One of the best GDC talks ever

I rewatched one of the most beautiful talks on the official GDC channel. It’s great because it evidences we need truly understanding and reach deep empathy with the players. I rewatched thanks to my bootcamp, I suggested this talk to my students.

We need to do the homework to improve as designers. We need to understand the games, especially the ones who are played by people that are different from us. It’s our job to understand players, and a necessary step for every game designer. Do your homeworks!

Fake ads consequences

I read the post from performance marketing expert Matej Lancaric on “fake ads”. With data, he demonstrated that big spenders do not care about fake ads, and they help to lower CPI (cost per install) for mobile games. Fake ads are regulated in other industries, not in mobile games.

From 200 real payers (including whales):

75% uninstall instantly when the game doesn’t match the ad

40% leave negative reviews

27% ask for refunds

But 17% of paying users STILL stay… and STILL spend

And here’s the uncomfortable part nobody wants to admit:

Those 17% often represent 60–80% of total revenue in 4X, SLG, and Casino.

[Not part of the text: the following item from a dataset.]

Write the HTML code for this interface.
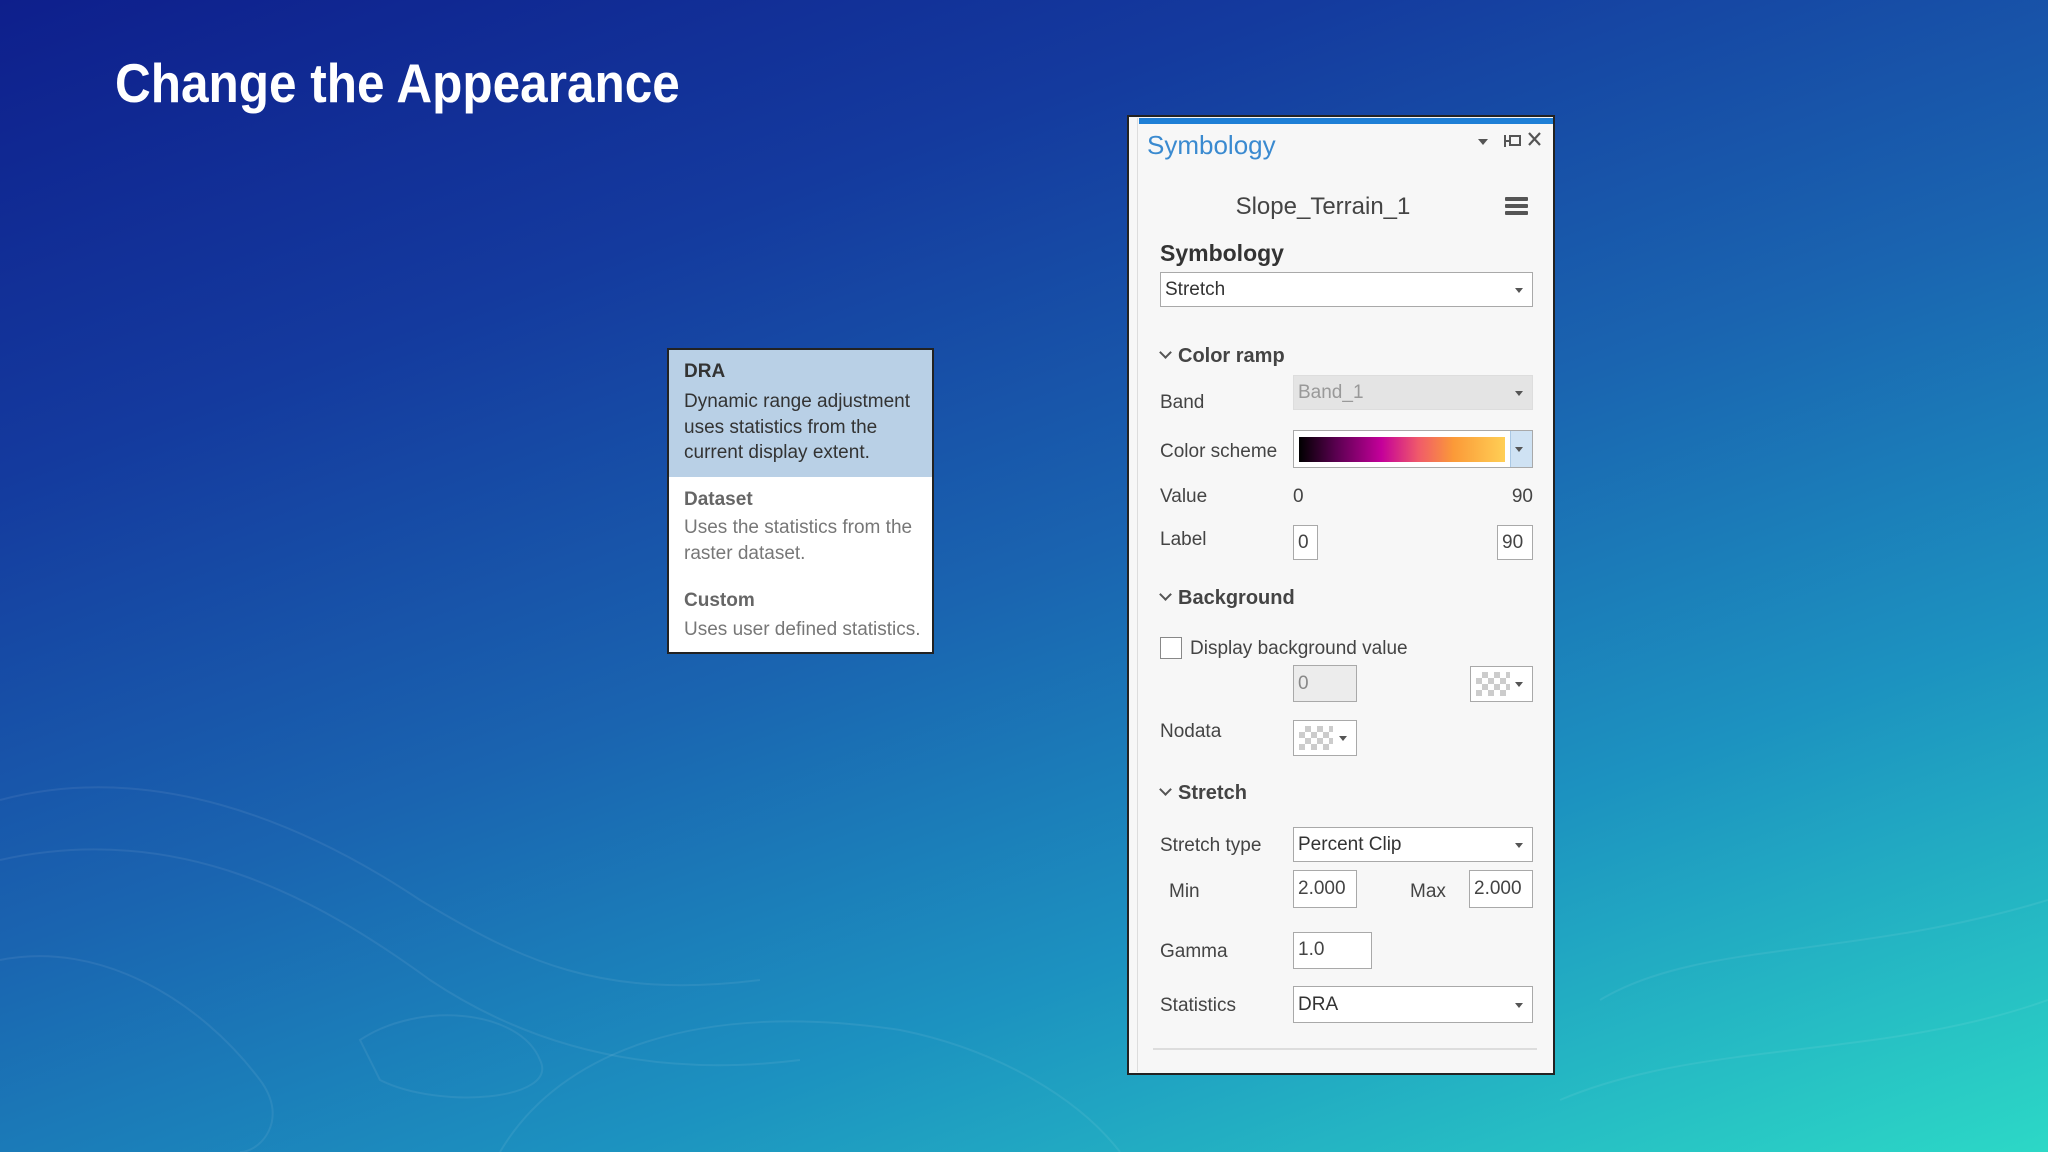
<!DOCTYPE html>
<html><head><meta charset="utf-8"><style>
*{margin:0;padding:0;box-sizing:border-box}
body{width:2048px;height:1152px;overflow:hidden;position:relative;font-family:"Liberation Sans",sans-serif;
background:linear-gradient(160deg,#0e1f8c 0%,#143a9e 25%,#1a64b0 50%,#1c92c0 72%,#2cd8c6 100%);}
.a{position:absolute;white-space:nowrap}
.t{line-height:30px;height:30px;font-size:19px;color:#444}
.box{position:absolute;border:1.5px solid #a9a9a9;background:#fff}
.dd::after{content:"";position:absolute;right:9px;top:50%;margin-top:-2px;border-left:4px solid transparent;border-right:4px solid transparent;border-top:5px solid #555}
.hdr{font-weight:bold;font-size:20px;color:#444}
.chev{position:absolute;width:9px;height:9px;border-right:2.5px solid #555;border-bottom:2.5px solid #555;transform:rotate(45deg)}
.chk{background-image:linear-gradient(45deg,#ccc 25%,transparent 25%,transparent 75%,#ccc 75%),linear-gradient(45deg,#ccc 25%,transparent 25%,transparent 75%,#ccc 75%);background-size:12px 12px;background-position:0 0,6px 6px;background-color:#fff}
</style></head><body>
<svg class="a" style="left:0;top:0" width="2048" height="1152" fill="none" stroke="rgba(255,255,255,0.07)" stroke-width="2">
<path d="M0 800 C150 760 300 820 420 900 C520 960 600 1000 760 980"/>
<path d="M0 860 C180 820 320 900 430 980 C520 1040 640 1080 800 1060"/>
<path d="M360 1040 C420 1000 520 1010 540 1060 C560 1100 440 1110 380 1080 Z"/>
<path d="M500 1152 C560 1050 700 1000 900 1030 C1000 1050 1080 1100 1120 1152"/>
<path d="M1600 1000 C1700 940 1850 960 2048 900"/>
<path d="M1560 1100 C1700 1040 1880 1060 2048 1000"/>
<path d="M0 960 C100 940 200 1000 260 1080 C290 1120 260 1152 240 1152"/>
</svg>
<div class="a" style="left:115px;top:50px;font-size:55px;font-weight:bold;color:#fff;line-height:66px;transform:scaleX(0.9);transform-origin:0 0">Change the Appearance</div>

<!-- popup -->
<div class="a" style="left:667px;top:348px;width:267px;height:306px;background:#fff;border:2px solid #222">
<div style="position:absolute;left:0;top:0;width:100%;height:127px;background:#b9d0e6"></div>
</div>
<div class="a" style="left:684px;top:359px;font-size:19px;font-weight:bold;color:#333;line-height:26px">DRA</div>
<div class="a" style="left:684px;top:389px;font-size:19px;color:#333;line-height:25.5px">Dynamic range adjustment<br>uses statistics from the<br>current display extent.</div>
<div class="a" style="left:684px;top:487px;font-size:19px;font-weight:bold;color:#666;line-height:26px">Dataset</div>
<div class="a" style="left:684px;top:515px;font-size:19px;color:#777;line-height:25.5px">Uses the statistics from the<br>raster dataset.</div>
<div class="a" style="left:684px;top:588px;font-size:19px;font-weight:bold;color:#666;line-height:26px">Custom</div>
<div class="a" style="left:684px;top:617px;font-size:19px;color:#777;line-height:26px">Uses user defined statistics.</div>

<!-- panel -->
<div class="a" style="left:1127px;top:115px;width:428px;height:960px;background:#f7f7f7;border:2px solid #222"></div>
<div class="a" style="left:1137px;top:118px;width:1px;height:954px;background:#ddd"></div>
<div class="a" style="left:1139px;top:118px;width:414px;height:6px;background:#1e7fd6"></div>
<div class="a" style="left:1147px;top:127px;font-size:26px;color:#3a8ad0;line-height:36px">Symbology</div>
<svg class="a" style="left:1475px;top:130px" width="70" height="22">
<path d="M3 9 L13 9 L8 15 Z" fill="#555"/>
<path d="M30 5 V17 M30 11 H35 M35 6 H45 V15 H35 Z" stroke="#555" stroke-width="2" fill="none"/>
<path d="M54 3 L65 15 M65 3 L54 15" stroke="#555" stroke-width="2.2"/>
</svg>
<div class="a" style="left:1233px;top:191px;width:180px;text-align:center;font-size:24px;color:#444;line-height:32px">Slope_Terrain_1</div>
<div class="a" style="left:1505px;top:197px;width:23px;height:4px;background:#555;box-shadow:0 7px 0 #555,0 14px 0 #555;border-radius:1px"></div>
<div class="a" style="left:1160px;top:237px;font-size:23px;font-weight:bold;color:#333;line-height:32px">Symbology</div>
<div class="box dd" style="left:1160px;top:272px;width:373px;height:35px"></div>
<div class="a t" style="left:1165px;top:275px;color:#333">Stretch</div>

<div class="chev" style="left:1161px;top:348px"></div>
<div class="a hdr" style="left:1178px;top:341px;line-height:30px">Color ramp</div>
<div class="a t" style="left:1160px;top:388px">Band</div>
<div class="box dd" style="left:1293px;top:375px;width:240px;height:35px;background:#e4e4e4;border-color:#ddd"></div>
<div class="a t" style="left:1298px;top:378px;color:#999">Band_1</div>
<div class="a t" style="left:1160px;top:437px">Color scheme</div>
<div class="box" style="left:1293px;top:430px;width:240px;height:38px"></div>
<div class="a" style="left:1299px;top:437px;width:206px;height:25px;background:linear-gradient(90deg,#000 0%,#5a0050 18%,#c4009a 40%,#f05a6a 58%,#fb9a38 75%,#ffcf55 100%)"></div>
<div class="a dd" style="left:1510px;top:431px;width:22px;height:36px;background:#cfe2f3;border-left:1px solid #aac8e4"></div>
<div class="a t" style="left:1160px;top:482px">Value</div>
<div class="a t" style="left:1293px;top:482px">0</div>
<div class="a t" style="left:1493px;top:482px;width:40px;text-align:right">90</div>
<div class="a t" style="left:1160px;top:525px">Label</div>
<div class="box" style="left:1293px;top:525px;width:25px;height:35px"></div>
<div class="a t" style="left:1298px;top:528px">0</div>
<div class="box" style="left:1497px;top:525px;width:36px;height:35px"></div>
<div class="a t" style="left:1502px;top:528px">90</div>

<div class="chev" style="left:1161px;top:590px"></div>
<div class="a hdr" style="left:1178px;top:583px;line-height:30px">Background</div>
<div class="box" style="left:1160px;top:637px;width:22px;height:22px;border-color:#888"></div>
<div class="a t" style="left:1190px;top:634px">Display background value</div>
<div class="box" style="left:1293px;top:665px;width:64px;height:37px;background:#ececec"></div>
<div class="a t" style="left:1298px;top:669px;color:#888">0</div>
<div class="box dd" style="left:1470px;top:666px;width:63px;height:36px"></div>
<div class="a chk" style="left:1476px;top:672px;width:34px;height:24px"></div>
<div class="a t" style="left:1160px;top:717px">Nodata</div>
<div class="box dd" style="left:1293px;top:720px;width:64px;height:36px"></div>
<div class="a chk" style="left:1299px;top:726px;width:34px;height:24px"></div>

<div class="chev" style="left:1161px;top:785px"></div>
<div class="a hdr" style="left:1178px;top:778px;line-height:30px">Stretch</div>
<div class="a t" style="left:1160px;top:831px">Stretch type</div>
<div class="box dd" style="left:1293px;top:827px;width:240px;height:35px"></div>
<div class="a t" style="left:1298px;top:830px;color:#333">Percent Clip</div>
<div class="a t" style="left:1169px;top:877px">Min</div>
<div class="box" style="left:1293px;top:870px;width:64px;height:38px"></div>
<div class="a t" style="left:1298px;top:874px">2.000</div>
<div class="a t" style="left:1410px;top:877px">Max</div>
<div class="box" style="left:1469px;top:870px;width:64px;height:38px"></div>
<div class="a t" style="left:1474px;top:874px">2.000</div>
<div class="a t" style="left:1160px;top:937px">Gamma</div>
<div class="box" style="left:1293px;top:932px;width:79px;height:37px"></div>
<div class="a t" style="left:1298px;top:935px">1.0</div>
<div class="a t" style="left:1160px;top:991px">Statistics</div>
<div class="box dd" style="left:1293px;top:986px;width:240px;height:37px"></div>
<div class="a t" style="left:1298px;top:990px;color:#333">DRA</div>
<div class="a" style="left:1153px;top:1048px;width:384px;height:2px;background:#ddd"></div>
</body></html>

Whales don’t care about fake ads.
Whales care about depth, progression, and competition.
And if fake ads drop your CPI from $60 → $15, the math wins. Every time.

The point here is that we, game creators, rely on algorithms to distribute our games nowadays. Speaking simply, a computer program decides on the visibility of our creations. We need to make good games but also think about how to trick the machine in order to make our craft arrive to the people. In the case of free-to-play the thing is worse because we need huge volume of people to find our real clients who are big spenders (described as “whales”, a term that comes from casinos).

The post doesn’t clarify WHY big spenders don’t care and fake ads spread rapidly. Also, it doesn’t explain what happens when people are exposed over a long period of time to fake ads. But we can make hypotheses:

  1. Whales are often addicted to gaming, so anything that stimulates their dopamine system is OK.
  2. Algorithms prefer easy to get, average, exciting moments.
  3. On the long term, brands corrode because of continuous exposition to fake ads.

I am still worried about those 75% of people who uninstall instantly. I mean, we are still paying for those people to install in first place. What if, instead of making fake stuff we make simple onboardings and put those into our fake ads? Maybe the conversion would be better and we could find more players.

Uniqueness is a matter of taste and realism

As I am reading about another studio closure (I am sorry for the colleagues at SUPERVIVE), I am thinking on the distribution problem we have right now. I believe than on one hand you have to create a truly unique experience to have chances in this environment. Easier said than done, of course, because it’s a matter of taste and also realism. I worked on many derivative projects, and the leaders were absolutely sure of their uniqueness.

You need to put the right glasses on, and be extremely aware of your game unique selling points. A way to do that is by making business: if you’re not able to sell your game to publishers, if you don’t engage with players or other entities, you are on a dangerous track. We tend to look inside too much, when we should look outside and check if Players really have the same perception as us on the product. In this case, Players are also potential business partners.

I believe that videogames have still lots of margin for improvement, so we should stop repeating old formulas over and over and we should try to make a step forward.